▶ [Given information]:
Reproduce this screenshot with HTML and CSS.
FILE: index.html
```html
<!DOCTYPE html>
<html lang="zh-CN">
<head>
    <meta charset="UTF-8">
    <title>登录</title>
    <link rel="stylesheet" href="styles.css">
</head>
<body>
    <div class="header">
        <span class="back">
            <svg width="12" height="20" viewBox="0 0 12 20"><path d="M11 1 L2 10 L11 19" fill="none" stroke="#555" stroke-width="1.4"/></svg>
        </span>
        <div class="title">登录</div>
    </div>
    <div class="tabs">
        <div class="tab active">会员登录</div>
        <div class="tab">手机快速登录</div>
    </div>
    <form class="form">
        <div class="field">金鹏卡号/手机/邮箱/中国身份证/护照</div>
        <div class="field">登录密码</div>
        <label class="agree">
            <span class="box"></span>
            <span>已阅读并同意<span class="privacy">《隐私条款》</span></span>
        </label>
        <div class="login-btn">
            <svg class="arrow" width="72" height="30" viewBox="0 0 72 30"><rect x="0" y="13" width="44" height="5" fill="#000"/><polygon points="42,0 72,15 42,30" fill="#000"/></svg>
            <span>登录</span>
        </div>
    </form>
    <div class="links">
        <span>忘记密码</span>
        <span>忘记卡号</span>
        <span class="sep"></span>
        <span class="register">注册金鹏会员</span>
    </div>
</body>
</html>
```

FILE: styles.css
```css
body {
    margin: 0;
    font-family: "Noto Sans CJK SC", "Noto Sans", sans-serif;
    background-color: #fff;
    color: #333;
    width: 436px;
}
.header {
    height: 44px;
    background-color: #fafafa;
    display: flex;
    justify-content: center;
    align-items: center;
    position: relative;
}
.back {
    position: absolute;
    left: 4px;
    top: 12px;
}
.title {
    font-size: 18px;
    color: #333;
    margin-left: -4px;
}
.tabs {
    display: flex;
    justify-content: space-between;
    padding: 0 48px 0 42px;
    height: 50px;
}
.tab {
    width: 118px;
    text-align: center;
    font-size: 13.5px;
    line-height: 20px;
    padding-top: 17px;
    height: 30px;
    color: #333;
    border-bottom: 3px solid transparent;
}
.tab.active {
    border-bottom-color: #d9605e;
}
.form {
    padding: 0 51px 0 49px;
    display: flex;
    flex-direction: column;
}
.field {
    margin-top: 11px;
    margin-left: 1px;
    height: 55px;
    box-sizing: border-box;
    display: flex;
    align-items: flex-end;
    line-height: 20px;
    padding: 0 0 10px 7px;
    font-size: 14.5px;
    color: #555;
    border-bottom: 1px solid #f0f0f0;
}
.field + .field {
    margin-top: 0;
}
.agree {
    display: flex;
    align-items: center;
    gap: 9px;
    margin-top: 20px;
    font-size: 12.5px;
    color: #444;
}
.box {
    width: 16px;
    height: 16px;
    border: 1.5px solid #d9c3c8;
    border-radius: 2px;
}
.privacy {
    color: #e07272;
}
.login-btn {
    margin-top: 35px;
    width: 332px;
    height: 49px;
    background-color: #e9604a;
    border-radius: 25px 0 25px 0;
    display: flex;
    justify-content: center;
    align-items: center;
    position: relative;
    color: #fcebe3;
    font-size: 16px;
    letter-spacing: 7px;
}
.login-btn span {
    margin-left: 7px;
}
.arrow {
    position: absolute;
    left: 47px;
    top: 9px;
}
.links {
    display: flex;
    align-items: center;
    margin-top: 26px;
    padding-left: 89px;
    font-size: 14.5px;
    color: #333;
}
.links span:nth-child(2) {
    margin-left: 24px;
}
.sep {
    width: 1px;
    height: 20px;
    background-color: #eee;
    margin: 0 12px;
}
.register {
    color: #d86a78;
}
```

==

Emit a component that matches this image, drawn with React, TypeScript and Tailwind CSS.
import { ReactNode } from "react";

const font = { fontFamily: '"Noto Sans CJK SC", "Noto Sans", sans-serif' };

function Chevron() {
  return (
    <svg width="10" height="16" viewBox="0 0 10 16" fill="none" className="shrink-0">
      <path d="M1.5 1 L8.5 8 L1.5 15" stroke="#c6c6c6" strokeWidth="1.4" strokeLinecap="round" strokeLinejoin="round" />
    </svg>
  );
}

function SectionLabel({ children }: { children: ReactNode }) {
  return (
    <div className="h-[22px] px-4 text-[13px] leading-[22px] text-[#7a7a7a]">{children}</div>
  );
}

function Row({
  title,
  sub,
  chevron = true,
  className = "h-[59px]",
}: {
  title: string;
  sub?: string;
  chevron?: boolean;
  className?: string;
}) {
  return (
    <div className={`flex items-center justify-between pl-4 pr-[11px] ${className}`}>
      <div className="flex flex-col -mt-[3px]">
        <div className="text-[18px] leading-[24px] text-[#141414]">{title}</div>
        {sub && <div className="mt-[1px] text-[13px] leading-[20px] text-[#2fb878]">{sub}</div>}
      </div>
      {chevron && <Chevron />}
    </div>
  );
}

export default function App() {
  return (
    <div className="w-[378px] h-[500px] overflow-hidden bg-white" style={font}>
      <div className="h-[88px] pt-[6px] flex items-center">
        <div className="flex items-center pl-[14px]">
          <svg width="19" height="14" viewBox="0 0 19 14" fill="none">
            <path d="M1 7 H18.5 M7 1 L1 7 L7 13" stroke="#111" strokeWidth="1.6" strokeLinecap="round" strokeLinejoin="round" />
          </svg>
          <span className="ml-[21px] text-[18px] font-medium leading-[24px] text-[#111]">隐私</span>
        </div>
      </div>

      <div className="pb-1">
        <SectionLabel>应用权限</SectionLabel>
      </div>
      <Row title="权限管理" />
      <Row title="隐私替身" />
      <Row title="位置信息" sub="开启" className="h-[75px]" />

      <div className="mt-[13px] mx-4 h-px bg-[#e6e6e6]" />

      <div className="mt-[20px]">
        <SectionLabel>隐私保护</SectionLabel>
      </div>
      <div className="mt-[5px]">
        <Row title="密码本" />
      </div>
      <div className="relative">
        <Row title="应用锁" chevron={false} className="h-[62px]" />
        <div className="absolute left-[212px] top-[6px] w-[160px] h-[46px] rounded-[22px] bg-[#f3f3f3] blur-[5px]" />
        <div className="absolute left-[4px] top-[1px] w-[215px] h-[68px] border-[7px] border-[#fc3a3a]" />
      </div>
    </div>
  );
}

==

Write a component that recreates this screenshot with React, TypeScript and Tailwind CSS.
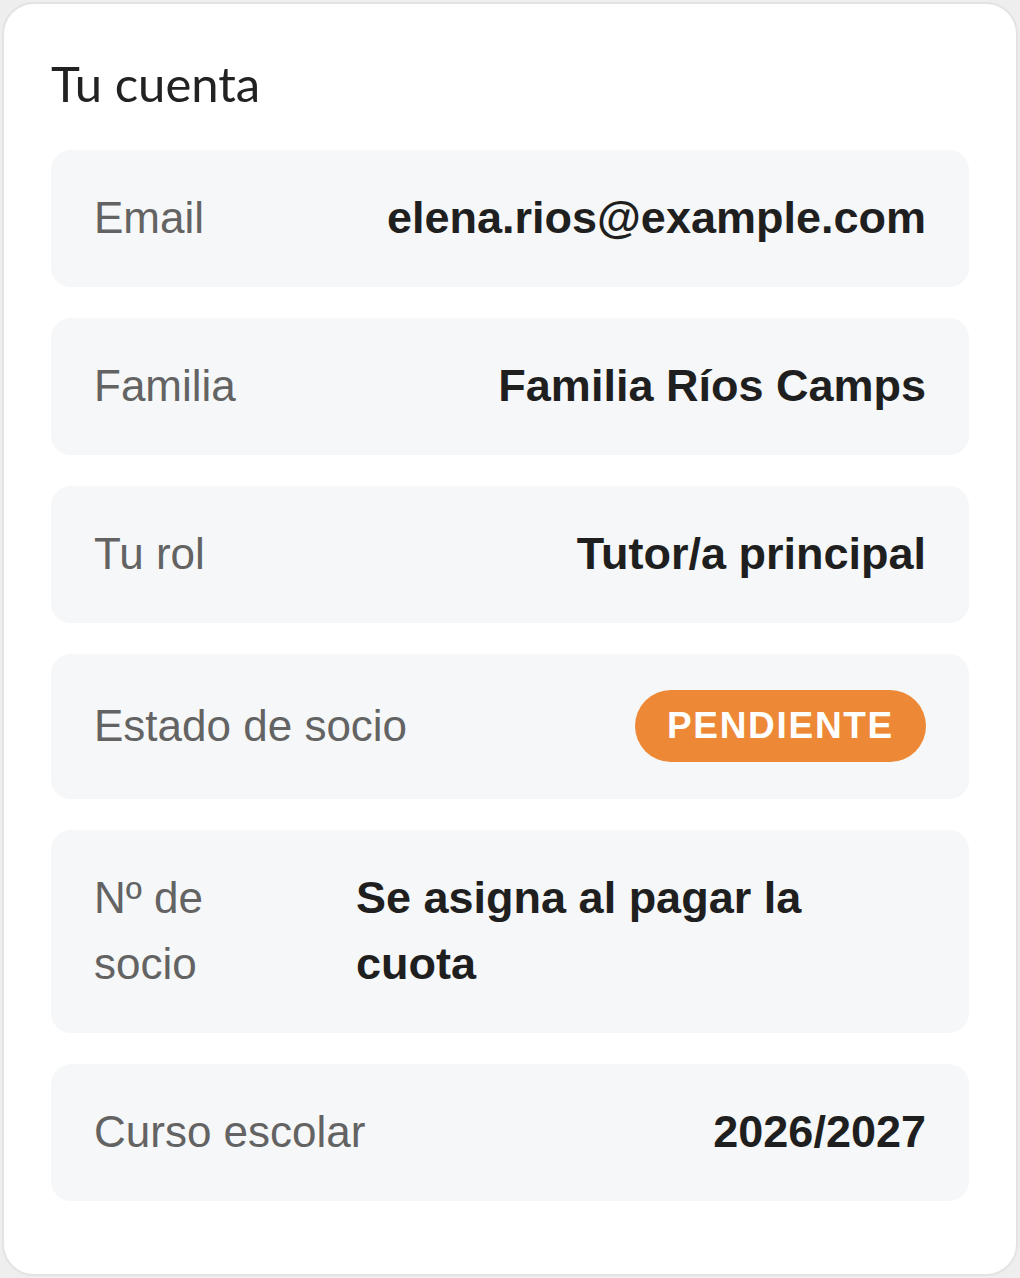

▶ [Your instructions]: The word "TypeScript" appears in how many lines of the data? Answer with only the number.

▶ [Solution to this task]: 2